According to an NHL memo initially leaked to Yahoo News, the proposed policy would divide online media services into two groups. Only services that employ full-time journalists and are part of “national news gathering agencies” would be eligible to receive full press credentials, allowing them into the same areas as newspaper, radio, and television reporters.

Bloggers who don’t meet those criteria could be limited to certain parts of the arena or denied credentials entirely. While the policy would continue to give home teams wide discretion to regulate access, it would specifically ban bloggers from the visiting club’s locker room unless the visiting club welcomes them inside. It also potentially would tighten access at league-wide events such as the All-Star game and the NHL draft.
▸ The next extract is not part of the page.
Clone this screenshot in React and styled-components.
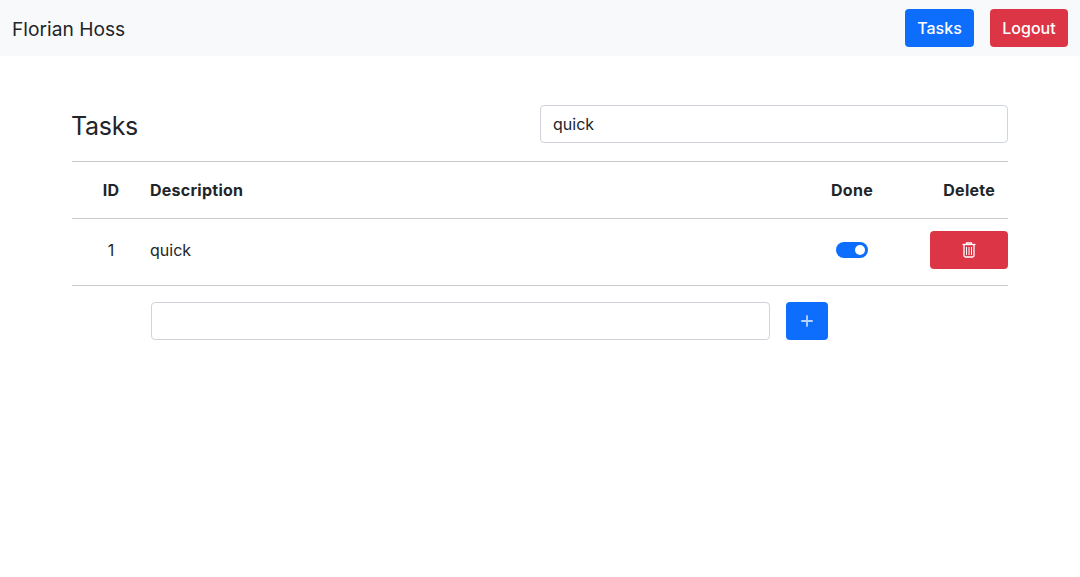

“Not everybody can be admitted to the game for free and have access to the press rooms and the locker rooms just by saying they have a blog about hockey,” Dellapina said. “No sport is in the business of letting every fan in the locker room.”

“Jim Crow laws for media”

Although NHL officials have not decided whether to enact the proposal, the idea sparked an online backlash after it was discussed in a league-wide conference call this summer. Yahoo Sports blogger Greg Wyshynski, who first reported the policy last month, called the locker room ban “outrageous.” Jeff Little at The Hockey Writers termed it “short-sighted and misguided.” At Hockey Wilderness, a blog devoted to the Minnesota Wild, Bryan Reynolds decried “Jim Crow laws for media.”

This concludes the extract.